It was just an ordinary moment at first. Ian was packing his things to leave school as I stood by his side. He had just finished his flute lesson and we went to his locker and he was putting his things into his backpack so we could go home. And then it felt like a movie suddenly. Time slowed down. Sound distorted. In his hand, going from his locker shelf to his backpack was Number The Stars, a historical fiction book about the escape of a Jewish family from Copenhagen during World War II. At the sight of it in my dear child’s hand, moving from his locker shelf into his backpack, my stomach lurched. I swallowed down the bit of vomit that had landed in my mouth, and managing a casual tone said, “You’re reading Number the Stars?”
Three years ago I had reflected on why I found Holocaust books so hard to read to my son. My own traumatic beginning to my Holocaust education had left me feeling completely ill equipped to help him begin his. I had come to terms with supporting 4-year-old Ian in reading an age appropriate Holocaust book, and I had even bought some books for 7-year-old Ian and set aside my own visceral panic to read them with him.
Now my 10-year-old Ian was reading one of the very books I had ended that reflection referring to, one of the very books I feared was in his future. A Holocaust book geared toward upper elementary students, Number The Stars is certainly an appropriate choice for him. But my own history meant that panic was building in me. He was ready for this. I was not.
Moments later we were in the car. I can act well at times like this. I can act like a sane person for him and get in the car and drive. But inside I’m panicking. I can feel my heart beating faster and faster and the tears are silently flowing. He’s reading in the backseat and I’m quiet so he doesn’t notice. “It’s my terror, not his” I think in my head. He’s fine. He’s fine. “Breathe and drive carefully” becomes my mantra. I just want to be home suddenly. I want so badly to be home. So I keep reminding myself to breath and drive carefully, paying extra attention to cars around me, pedestrians approaching crosswalks, focusing on my breathing and the importance of driving safely.
Home for a bit he was playing in the other room, while I locked the bathroom door and let the tears come more forcefully, yet still careful to stay quiet.

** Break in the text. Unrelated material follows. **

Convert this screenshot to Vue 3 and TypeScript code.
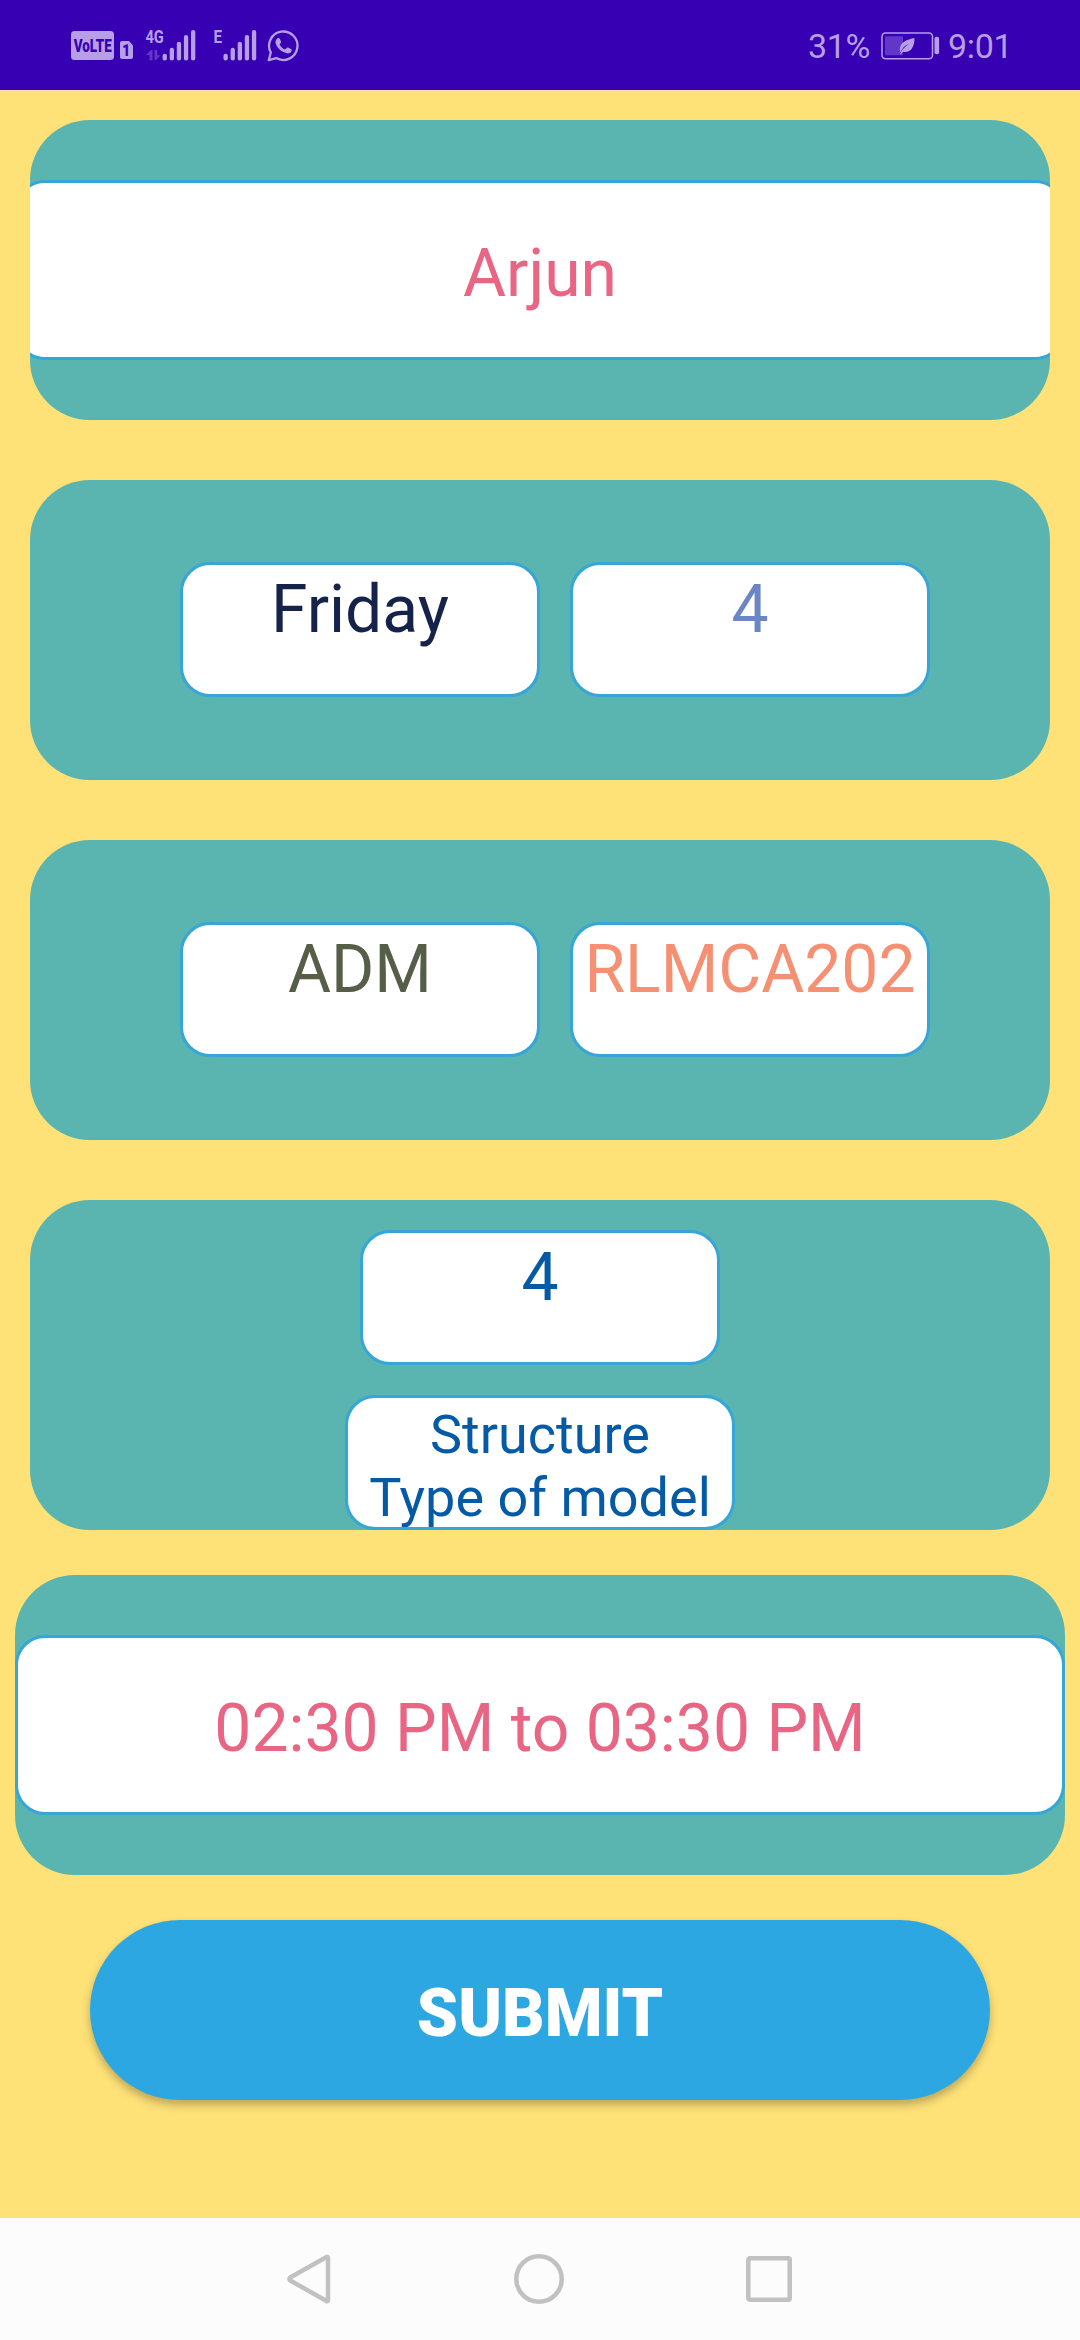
<script setup lang="ts">
interface Field {
  text: string
  tone: string
}

const dayRow: Field[] = [
  { text: 'Friday', tone: 'navy' },
  { text: '4', tone: 'periwinkle' },
]
const subjectRow: Field[] = [
  { text: 'ADM', tone: 'olive' },
  { text: 'RLMCA202', tone: 'salmon' },
]
const rows: Field[][] = [dayRow, subjectRow]

const barTops: number[] = [23.7, 17.7, 11.7, 5, 0]
</script>

<template>
  <div class="screen">
    <header class="status">
      <div class="status-left">
        <svg class="volte" width="43" height="29" viewBox="0 0 43 29">
          <rect width="43" height="29" rx="3.5" class="ink" />
          <text x="2.7" y="20.6" font-size="17.5" font-weight="900" textLength="38" lengthAdjust="spacingAndGlyphs" class="knock">VoLTE</text>
        </svg>
        <svg class="sim" width="13" height="18" viewBox="0 0 13 18">
          <path d="M2 0H9L13 4.5V16Q13 18 11 18H2Q0 18 0 16V2Q0 0 2 0Z" class="ink" />
          <text x="2.3" y="14.6" font-size="16" font-weight="900" textLength="8" lengthAdjust="spacingAndGlyphs" class="knock">1</text>
        </svg>
        <svg class="signal-4g" width="50" height="31" viewBox="0 0 50 31">
          <text x="-0.6" y="13.4" font-size="19" font-weight="700" textLength="18.4" lengthAdjust="spacingAndGlyphs" class="ink">4G</text>
          <path d="M0 25L5 20H6.500V30.300H3.500V25ZM8.500 20H11.200V25.300H14.700L9.700 30.300H8.500Z" class="dim" />
          <rect v-for="(top, i) in barTops" :key="i" :x="16.600 + i * 7.100" :y="top" width="4.300" :height="30.500 - top" rx="2.100" class="ink" />
        </svg>
        <svg class="signal-e" width="43" height="31" viewBox="0 0 43 31">
          <text x="-0.5" y="13.4" font-size="19" font-weight="700" textLength="8.600" lengthAdjust="spacingAndGlyphs" class="ink">E</text>
          <rect v-for="(top, i) in barTops" :key="i" :x="9.500 + i * 7.100" :y="top" width="4.300" :height="30.500 - top" rx="2.100" class="ink" />
        </svg>
        <svg class="whatsapp" width="32" height="32" viewBox="0 0 32 32">
          <path d="M1.700 30.200L3.800 22.500A14.200 14.200 0 1 1 9.300 28.100Z" class="line" stroke-width="2.300" stroke-linejoin="round" />
          <path d="M10.400 8.500c.8-.7 2-.6 2.400.3l1.200 2.800c.2.600.1 1-.3 1.500l-1.100 1.400c1.300 2.400 3 4 5.500 5.100l1.500-1.700c.4-.5.9-.6 1.500-.3l2.800 1.300c.8.400.9 1 .7 1.800-.5 2-2.700 3-4.700 2.600-5.800-1.200-10-5.500-11.300-10.200-.4-1.900.5-3.600 1.800-4.600Z" class="ink" />
        </svg>
      </div>
      <div class="status-right">
        <span class="percent">31%</span>
        <svg class="battery" width="59" height="28" viewBox="0 0 59 28">
          <rect x="1" y="1" width="50.500" height="25.800" rx="3.500" class="line" stroke-width="1.500" />
          <rect x="4" y="4.200" width="18" height="19" rx="1" class="dim" />
          <path d="M33.500 6C26 7.500 19 10 18.800 17.500L19.200 20.500C21 16 24 13.600 28 11.800C24.500 14.500 21 17.200 19 22.300L20.200 22C21 20.700 21.700 20 22.300 19.800C29 21.300 33.500 16 33.500 6Z" class="ink" />
          <rect x="53.500" y="4.800" width="4.600" height="17.500" rx="2" class="ink" />
        </svg>
        <span class="clock">9:01</span>
      </div>
    </header>

    <main class="content">
      <section class="card name-card">
        <div class="field tall name-field pink">Arjun</div>
      </section>

      <section v-for="(row, r) in rows" :key="r" class="card pair-card">
        <div v-for="field in row" :key="field.text" class="field" :class="field.tone">{{ field.text }}</div>
      </section>

      <section class="card topic-card">
        <div class="field blue">4</div>
        <div class="field topic blue">Structure<br />Type of model</div>
      </section>

      <section class="card time-card">
        <div class="field tall pink">02:30 PM to 03:30 PM</div>
      </section>

      <button class="submit" type="button">SUBMIT</button>
    </main>

    <nav class="navbar">
      <svg width="44" height="50" viewBox="0 0 44 50">
        <path d="M40 2.800L3.200 23.500Q1.800 25 3.200 26.500L40 47.200Q41 47.200 41 46V4Q41 2.800 40 2.800Z" stroke-linejoin="round" />
      </svg>
      <svg width="50" height="50" viewBox="0 0 50 50">
        <circle cx="25" cy="25" r="22.700" />
      </svg>
      <svg width="46" height="46" viewBox="0 0 46 46">
        <rect x="2.300" y="2.300" width="41.400" height="41.400" rx="1.500" />
      </svg>
    </nav>
  </div>
</template>

<style>
body {
  margin: 0;
}
</style>

<style scoped>
.screen {
  width: 1080px;
  height: 2340px;
  display: flex;
  flex-direction: column;
  overflow: hidden;
  background: #fee177;
  font-family: Roboto, sans-serif;
}

.status {
  box-sizing: border-box;
  height: 91px;
  flex: none;
  display: flex;
  justify-content: space-between;
  padding-left: 71px;
  background: #3700b3;
  border-bottom: 1px solid #fcd9b0;
  color: #b79ee6;
}

.status-left,
.status-right {
  display: flex;
  align-items: flex-start;
}

.status-right {
  width: 272px;
}

.status svg {
  display: block;
  flex: none;
  overflow: visible;
}

.ink {
  fill: #b79ee6;
}

.knock {
  fill: #3700b3;
}

.dim {
  fill: #6236c8;
}

.line {
  fill: none;
  stroke: #b79ee6;
}

.volte {
  margin-top: 31px;
}

.sim {
  margin: 41px 0 0 6px;
}

.signal-4g {
  margin: 30px 0 0 13px;
}

.signal-e {
  margin: 30px 0 0 18px;
}

.whatsapp {
  margin: 30px 0 0 10px;
}

.percent,
.clock {
  margin-top: 26px;
  font-size: 34px;
  line-height: 40px;
  letter-spacing: -0.3px;
  white-space: nowrap;
}

.percent {
  width: 73px;
}

.battery {
  margin: 32px 8px 0 0;
}

.content {
  flex: 1;
  display: flex;
  flex-direction: column;
  align-items: center;
  padding-top: 29px;
}

.card {
  box-sizing: border-box;
  flex: none;
  width: 1020px;
  height: 300px;
  display: flex;
  align-items: center;
  justify-content: center;
  border-radius: 60px;
  background: #5ab4b0;
}

.name-card {
  overflow: hidden;
}

.pair-card {
  gap: 30px;
  margin-top: 60px;
  padding: 0 0 1px 30px;
}

.topic-card {
  height: 330px;
  margin-top: 60px;
  flex-direction: column;
  justify-content: flex-start;
  gap: 30px;
  padding-top: 30px;
}

.time-card {
  width: 1050px;
  margin-top: 45px;
}

.field {
  box-sizing: border-box;
  flex: none;
  width: 360px;
  height: 135px;
  padding-top: 6px;
  overflow: hidden;
  border: 3px solid #36a6d8;
  border-radius: 30px;
  background: #fff;
  font-size: 66px;
  line-height: 77px;
  text-align: center;
  white-space: nowrap;
}

.tall {
  width: 1050px;
  height: 180px;
  padding-top: 52px;
}

.topic {
  width: 390px;
  padding-top: 5px;
  font-size: 54px;
  line-height: 63px;
}

.pink {
  color: #e86584;
}

.navy {
  color: #15234b;
}

.periwinkle {
  color: #6a86c4;
}

.olive {
  color: #575e47;
}

.salmon {
  color: #f69073;
}

.blue {
  color: #055aa6;
}

.submit {
  flex: none;
  width: 900px;
  height: 180px;
  margin-top: 45px;
  padding: 7px 0 0;
  border: 0;
  border-radius: 90px;
  background: #2da7e1;
  box-shadow: 0 5px 8px rgba(0, 0, 0, 0.26);
  color: #fff;
  font-family: inherit;
  font-size: 66px;
  font-weight: 900;
  line-height: 77px;
  text-align: center;
}

.navbar {
  flex: none;
  height: 122px;
  display: flex;
  align-items: center;
  justify-content: space-between;
  box-sizing: border-box;
  padding: 0 288px 0 287px;
  background: #fcfcfc;
}

.navbar svg {
  fill: none;
  stroke: #c1c1c1;
  stroke-width: 4.5;
}
</style>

My wife is wise, so I try to do just that. I know, I KNOW, that this is MY issue. He is fine. He is safe. He is not being traumatized. Tina calls and I’m still crying although less now. She points out she can be the one to work on his reading with this one and I agree that would be best.
Later, as they do work on the book, I put on my earbuds and listen to my own audio book, puttering around the house putting laundry away, staying out of earshot.

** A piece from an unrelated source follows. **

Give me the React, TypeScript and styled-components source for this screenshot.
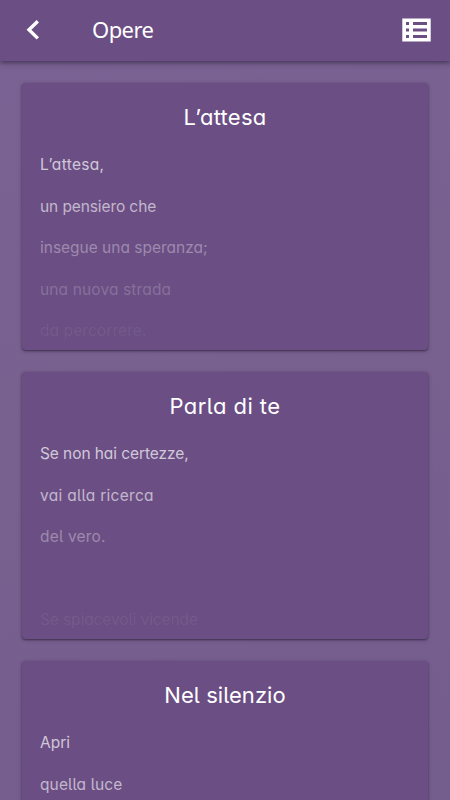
import React from "react";
import styled, { createGlobalStyle } from "styled-components";

const GlobalStyle = createGlobalStyle`
  * { box-sizing: border-box; }
  body {
    margin: 0;
    background: #765f90;
    font-family: Inter, "Noto Sans", sans-serif;
    font-feature-settings: "cv11", "cv05";
  }
`;

const Screen = styled.div`
  height: 800px;
  overflow: hidden;
  display: flex;
  flex-direction: column;
  background: linear-gradient(160deg, #7a6394 0%, #78608f 50%, #745e8e 100%);
`;

const AppBar = styled.header`
  flex: none;
  height: 61px;
  display: flex;
  align-items: center;
  padding: 0 19px 1px 26px;
  background: #6b4e84;
  box-shadow: 0 2px 4px rgba(48, 36, 62, 0.55), 0 2px 7px rgba(48, 36, 62, 0.2);
`;

const BarTitle = styled.h1`
  flex: 1;
  margin: 0 0 2px 52px;
  color: #fff;
  font-family: "Noto Sans", sans-serif;
  font-size: 22px;
  font-weight: 400;
  line-height: 28px;
  letter-spacing: -0.55px;
`;

const IconButton = styled.button`
  display: flex;
  padding: 0;
  border: 0;
  background: none;
  color: #fff;
`;

const Feed = styled.main`
  display: flex;
  flex-direction: column;
  gap: 22px;
  padding: 22px 22px 0;
`;

const Card = styled.article`
  flex: none;
  height: 267px;
  overflow: hidden;
  padding: 20px 18px 0;
  border-radius: 4px;
  background: #6b4e84;
  box-shadow: 0 1px 2px rgba(38, 26, 52, 0.6), 0 1px 4px rgba(48, 36, 62, 0.3);
`;

const CardTitle = styled.h2<{ $tracking: number }>`
  margin: 0 0 13px;
  color: #fff;
  font-size: 22px;
  font-weight: 400;
  line-height: 28px;
  text-align: center;
  letter-spacing: ${(p) => p.$tracking}px;
`;

const Verse = styled.p<{ $opacity: number; $tracking: number }>`
  height: 41.6px;
  margin: 0;
  color: rgba(255, 255, 255, ${(p) => p.$opacity});
  font-size: 15.5px;
  line-height: 41.6px;
  white-space: nowrap;
  letter-spacing: ${(p) => p.$tracking}px;
`;

type Line = { text: string; tracking: number };
type Poem = { title: string; tracking: number; lines: Line[] };

const poems: Poem[] = [
  {
    title: "L’attesa",
    tracking: 0.25,
    lines: [
      { text: "L’attesa,", tracking: 0.32 },
      { text: "un pensiero che", tracking: -0.1 },
      { text: "insegue una speranza;", tracking: -0.01 },
      { text: "una nuova strada", tracking: 0.13 },
      { text: "da percorrere.", tracking: 0.08 },
    ],
  },
  {
    title: "Parla di te",
    tracking: 0.45,
    lines: [
      { text: "Se non hai certezze,", tracking: -0.08 },
      { text: "vai alla ricerca", tracking: 0.28 },
      { text: "del vero.", tracking: 0.18 },
      { text: "", tracking: 0 },
      { text: "Se spiacevoli vicende", tracking: -0.1 },
    ],
  },
  {
    title: "Nel silenzio",
    tracking: 0.05,
    lines: [
      { text: "Apri", tracking: 0.03 },
      { text: "quella luce", tracking: 0.12 },
    ],
  },
];

const fade = [0.7, 0.6, 0.35, 0.2, 0.07];

export default function App() {
  return (
    <>
      <GlobalStyle />
      <Screen>
        <AppBar>
          <IconButton aria-label="Indietro">
            <svg width="14" height="22" viewBox="0 0 14 22" fill="none" stroke="currentColor" strokeWidth="3.4">
              <path d="M11.8 2.2 3 10.8l8.8 8.6" />
            </svg>
          </IconButton>
          <BarTitle>Opere</BarTitle>
          <IconButton aria-label="Elenco">
            <svg width="29" height="24" viewBox="0 0 29 24">
              <path
                fill="currentColor"
                fillRule="evenodd"
                d="M.3.4H28.7v23.2H.3zM4 4v3h3V4zm7 0v3h14V4zM4 10.5v3h3v-3zm7 0v3h14v-3zM4 17v3h3v-3zm7 0v3h14v-3z"
              />
            </svg>
          </IconButton>
        </AppBar>
        <Feed>
          {poems.map((poem) => (
            <Card key={poem.title}>
              <CardTitle $tracking={poem.tracking}>{poem.title}</CardTitle>
              {poem.lines.map((line, i) => (
                <Verse key={i} $opacity={fade[i]} $tracking={line.tracking}>
                  {line.text}
                </Verse>
              ))}
            </Card>
          ))}
        </Feed>
      </Screen>
    </>
  );
}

Texting with my sister later, she wisely points out that it’s his last year in a Jewish elementary school and probably good for him to read it there, in his community, where they have the religious and cultural context. Yep. True. To an extent everyone is trying to be rational with a part of me that just isn’t rational. And at least I know that.
Ian has no clue about any of this. I’ve never told him about my experience in any way. I don’t think he’s even ever noticed that I find it hard to read holocaust books. I cover well, hold the panic in until he can’t see it, and truly I’ve gotten better. I can now read him some of the picture books we’ve collected over the years, or ones he find at the library, without feeling my heart race. It HAS gotten easier.
And I am SO grateful that he is in a place where his wise teachers can thoughtfully teach him this stuff. He will go off to school today and have meaningful learning about Yom HaShoah, by a team who is doing this VASTLY better than what was done for me. I can just back off and know they’ve got this. Because it’s still true – it’s still MY terror and not his.